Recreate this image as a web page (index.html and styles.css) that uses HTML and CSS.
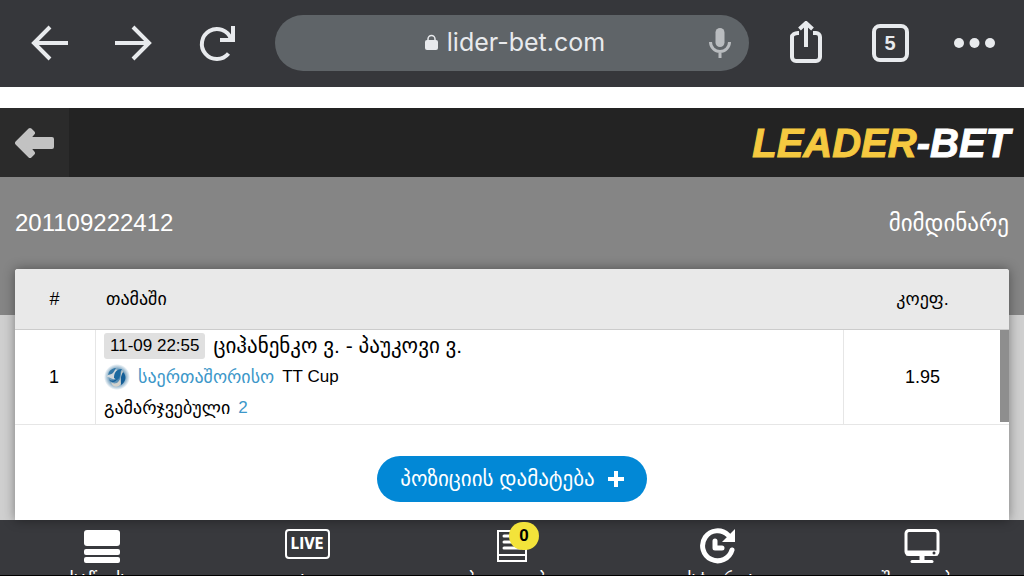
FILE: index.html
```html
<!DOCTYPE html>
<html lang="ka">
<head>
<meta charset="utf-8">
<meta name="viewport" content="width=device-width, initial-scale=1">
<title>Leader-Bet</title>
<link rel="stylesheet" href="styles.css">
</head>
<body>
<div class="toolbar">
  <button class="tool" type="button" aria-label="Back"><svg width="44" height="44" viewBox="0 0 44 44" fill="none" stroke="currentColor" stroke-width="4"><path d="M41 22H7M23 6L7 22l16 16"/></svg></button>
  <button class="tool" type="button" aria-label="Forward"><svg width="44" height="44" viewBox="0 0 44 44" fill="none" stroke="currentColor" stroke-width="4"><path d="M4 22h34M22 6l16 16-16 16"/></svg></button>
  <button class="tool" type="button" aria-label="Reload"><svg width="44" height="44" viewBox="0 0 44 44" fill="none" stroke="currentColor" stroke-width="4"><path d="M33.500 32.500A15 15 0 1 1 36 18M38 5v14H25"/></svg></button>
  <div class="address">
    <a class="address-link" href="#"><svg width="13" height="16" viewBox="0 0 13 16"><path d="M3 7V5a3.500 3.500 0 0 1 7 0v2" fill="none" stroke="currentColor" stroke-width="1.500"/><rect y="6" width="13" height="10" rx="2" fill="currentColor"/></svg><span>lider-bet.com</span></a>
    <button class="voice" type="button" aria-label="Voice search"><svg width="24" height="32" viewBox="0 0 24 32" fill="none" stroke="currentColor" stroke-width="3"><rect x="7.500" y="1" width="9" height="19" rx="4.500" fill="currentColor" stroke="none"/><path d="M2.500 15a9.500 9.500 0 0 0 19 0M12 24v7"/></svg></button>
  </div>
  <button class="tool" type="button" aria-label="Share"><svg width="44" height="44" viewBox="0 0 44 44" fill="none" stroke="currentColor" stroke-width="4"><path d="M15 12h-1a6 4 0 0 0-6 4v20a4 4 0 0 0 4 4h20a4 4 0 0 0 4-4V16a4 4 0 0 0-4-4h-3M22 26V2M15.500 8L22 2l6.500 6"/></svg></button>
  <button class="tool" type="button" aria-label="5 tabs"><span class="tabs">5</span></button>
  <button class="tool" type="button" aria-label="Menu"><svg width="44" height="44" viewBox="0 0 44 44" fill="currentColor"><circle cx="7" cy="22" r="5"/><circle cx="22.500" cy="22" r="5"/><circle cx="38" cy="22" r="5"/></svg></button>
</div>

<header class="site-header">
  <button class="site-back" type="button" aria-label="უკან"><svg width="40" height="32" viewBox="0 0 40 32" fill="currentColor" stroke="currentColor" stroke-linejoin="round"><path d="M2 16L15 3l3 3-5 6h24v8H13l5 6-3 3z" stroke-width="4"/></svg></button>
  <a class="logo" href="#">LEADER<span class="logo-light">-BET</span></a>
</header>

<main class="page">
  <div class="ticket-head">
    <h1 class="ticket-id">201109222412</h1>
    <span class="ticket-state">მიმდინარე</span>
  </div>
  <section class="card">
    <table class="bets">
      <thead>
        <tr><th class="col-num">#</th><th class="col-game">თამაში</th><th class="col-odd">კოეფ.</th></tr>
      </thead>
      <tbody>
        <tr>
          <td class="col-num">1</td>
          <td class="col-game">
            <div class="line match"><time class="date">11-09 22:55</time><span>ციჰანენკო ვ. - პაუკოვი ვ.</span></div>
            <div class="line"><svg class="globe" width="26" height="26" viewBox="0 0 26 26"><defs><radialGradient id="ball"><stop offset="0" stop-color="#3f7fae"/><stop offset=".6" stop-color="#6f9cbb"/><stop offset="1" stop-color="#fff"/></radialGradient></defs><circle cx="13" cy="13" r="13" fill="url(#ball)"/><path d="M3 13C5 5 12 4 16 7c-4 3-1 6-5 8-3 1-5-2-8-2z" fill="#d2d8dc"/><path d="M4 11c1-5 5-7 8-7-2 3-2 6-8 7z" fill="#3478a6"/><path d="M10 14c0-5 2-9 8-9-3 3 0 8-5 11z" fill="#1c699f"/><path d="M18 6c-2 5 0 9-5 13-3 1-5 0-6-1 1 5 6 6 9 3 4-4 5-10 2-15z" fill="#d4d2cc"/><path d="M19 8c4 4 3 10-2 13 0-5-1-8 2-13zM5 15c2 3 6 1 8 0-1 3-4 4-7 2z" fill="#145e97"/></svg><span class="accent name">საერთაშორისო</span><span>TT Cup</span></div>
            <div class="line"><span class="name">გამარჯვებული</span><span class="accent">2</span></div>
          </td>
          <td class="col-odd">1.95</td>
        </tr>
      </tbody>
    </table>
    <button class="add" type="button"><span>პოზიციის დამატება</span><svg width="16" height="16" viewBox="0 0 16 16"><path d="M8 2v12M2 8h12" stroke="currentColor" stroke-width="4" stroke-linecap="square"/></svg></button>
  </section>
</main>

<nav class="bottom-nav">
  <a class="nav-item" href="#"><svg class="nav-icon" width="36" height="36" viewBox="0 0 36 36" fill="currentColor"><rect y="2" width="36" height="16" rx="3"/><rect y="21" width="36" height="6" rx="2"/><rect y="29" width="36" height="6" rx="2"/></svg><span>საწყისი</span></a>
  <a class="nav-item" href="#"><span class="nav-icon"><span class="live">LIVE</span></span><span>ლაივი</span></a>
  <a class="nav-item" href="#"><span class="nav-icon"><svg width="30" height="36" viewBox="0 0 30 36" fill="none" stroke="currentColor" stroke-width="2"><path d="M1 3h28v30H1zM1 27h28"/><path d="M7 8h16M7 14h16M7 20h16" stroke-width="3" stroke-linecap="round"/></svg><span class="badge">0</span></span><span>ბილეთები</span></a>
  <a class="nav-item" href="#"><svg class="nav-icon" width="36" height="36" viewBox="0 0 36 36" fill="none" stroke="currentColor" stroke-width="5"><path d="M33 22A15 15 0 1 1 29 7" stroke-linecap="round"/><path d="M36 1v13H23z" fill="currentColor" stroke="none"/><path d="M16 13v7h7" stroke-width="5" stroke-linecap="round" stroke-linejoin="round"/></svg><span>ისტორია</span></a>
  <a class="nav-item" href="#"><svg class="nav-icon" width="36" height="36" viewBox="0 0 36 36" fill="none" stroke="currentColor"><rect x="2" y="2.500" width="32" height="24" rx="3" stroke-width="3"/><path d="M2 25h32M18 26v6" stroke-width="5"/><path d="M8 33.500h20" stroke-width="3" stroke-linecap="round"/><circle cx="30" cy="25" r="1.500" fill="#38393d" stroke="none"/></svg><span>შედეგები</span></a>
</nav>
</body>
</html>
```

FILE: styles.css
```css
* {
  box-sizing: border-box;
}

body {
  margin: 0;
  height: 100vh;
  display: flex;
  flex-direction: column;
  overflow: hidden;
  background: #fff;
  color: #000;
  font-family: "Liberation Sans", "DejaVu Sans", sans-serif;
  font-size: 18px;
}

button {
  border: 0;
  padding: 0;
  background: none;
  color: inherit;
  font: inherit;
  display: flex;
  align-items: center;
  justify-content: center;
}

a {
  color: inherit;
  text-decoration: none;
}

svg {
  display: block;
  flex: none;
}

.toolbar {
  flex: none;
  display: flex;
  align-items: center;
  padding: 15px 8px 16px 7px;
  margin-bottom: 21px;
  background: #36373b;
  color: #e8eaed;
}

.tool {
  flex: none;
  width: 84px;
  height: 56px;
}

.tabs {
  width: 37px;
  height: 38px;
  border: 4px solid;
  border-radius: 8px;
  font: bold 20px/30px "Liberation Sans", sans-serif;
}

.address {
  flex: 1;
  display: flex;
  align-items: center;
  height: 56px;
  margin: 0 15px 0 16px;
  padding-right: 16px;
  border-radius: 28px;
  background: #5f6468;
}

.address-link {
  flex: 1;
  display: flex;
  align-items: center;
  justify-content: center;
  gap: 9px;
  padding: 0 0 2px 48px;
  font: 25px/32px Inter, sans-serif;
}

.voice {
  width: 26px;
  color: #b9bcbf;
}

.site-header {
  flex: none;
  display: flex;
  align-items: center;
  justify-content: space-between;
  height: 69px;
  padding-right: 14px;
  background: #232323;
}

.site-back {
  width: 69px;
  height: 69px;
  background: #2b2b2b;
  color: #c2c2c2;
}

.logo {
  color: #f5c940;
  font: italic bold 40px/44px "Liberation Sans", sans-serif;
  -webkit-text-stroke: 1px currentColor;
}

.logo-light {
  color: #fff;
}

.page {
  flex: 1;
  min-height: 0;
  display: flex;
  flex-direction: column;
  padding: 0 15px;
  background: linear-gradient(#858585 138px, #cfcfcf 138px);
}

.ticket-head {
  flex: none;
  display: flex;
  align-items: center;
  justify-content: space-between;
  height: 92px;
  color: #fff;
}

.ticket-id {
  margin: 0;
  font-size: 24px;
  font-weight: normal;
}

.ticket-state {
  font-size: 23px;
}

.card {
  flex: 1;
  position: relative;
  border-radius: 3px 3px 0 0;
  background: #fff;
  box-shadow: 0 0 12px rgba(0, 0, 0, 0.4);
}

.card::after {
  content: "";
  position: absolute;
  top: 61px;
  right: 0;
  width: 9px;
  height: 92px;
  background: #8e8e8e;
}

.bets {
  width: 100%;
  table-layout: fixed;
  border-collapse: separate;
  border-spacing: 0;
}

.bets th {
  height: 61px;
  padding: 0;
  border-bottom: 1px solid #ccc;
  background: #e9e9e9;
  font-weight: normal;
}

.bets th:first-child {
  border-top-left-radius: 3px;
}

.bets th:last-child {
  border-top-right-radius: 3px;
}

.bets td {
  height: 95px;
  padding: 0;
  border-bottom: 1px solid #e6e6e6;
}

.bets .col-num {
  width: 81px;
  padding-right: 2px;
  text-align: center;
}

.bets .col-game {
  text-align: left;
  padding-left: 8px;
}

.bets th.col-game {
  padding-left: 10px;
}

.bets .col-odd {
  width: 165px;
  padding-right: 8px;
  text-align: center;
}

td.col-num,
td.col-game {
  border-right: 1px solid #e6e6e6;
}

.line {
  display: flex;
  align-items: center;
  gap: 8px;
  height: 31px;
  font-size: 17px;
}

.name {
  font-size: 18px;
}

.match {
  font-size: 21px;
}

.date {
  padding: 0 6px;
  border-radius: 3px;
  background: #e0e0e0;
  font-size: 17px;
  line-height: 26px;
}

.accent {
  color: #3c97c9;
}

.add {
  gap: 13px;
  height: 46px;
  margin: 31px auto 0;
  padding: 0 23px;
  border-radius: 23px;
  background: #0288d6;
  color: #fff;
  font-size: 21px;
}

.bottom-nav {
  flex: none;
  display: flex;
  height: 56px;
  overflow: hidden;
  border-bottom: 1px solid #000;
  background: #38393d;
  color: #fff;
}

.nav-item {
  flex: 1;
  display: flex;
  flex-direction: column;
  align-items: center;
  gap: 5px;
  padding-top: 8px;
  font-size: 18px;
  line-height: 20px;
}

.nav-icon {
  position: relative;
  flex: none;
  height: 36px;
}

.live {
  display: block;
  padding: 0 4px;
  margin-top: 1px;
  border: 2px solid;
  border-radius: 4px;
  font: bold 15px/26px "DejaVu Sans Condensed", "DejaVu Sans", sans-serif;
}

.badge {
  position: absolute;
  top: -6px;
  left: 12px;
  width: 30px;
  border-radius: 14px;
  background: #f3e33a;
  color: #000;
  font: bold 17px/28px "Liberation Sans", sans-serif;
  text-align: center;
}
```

===

▶ _PROBLEM REQUIREMENTS_: Identify every line where the string "index" appears.

▶ _COMPLETE ANSWER_:
Recreate this image as a web page (index.html and styles.css) that uses HTML and CSS.
FILE: index.html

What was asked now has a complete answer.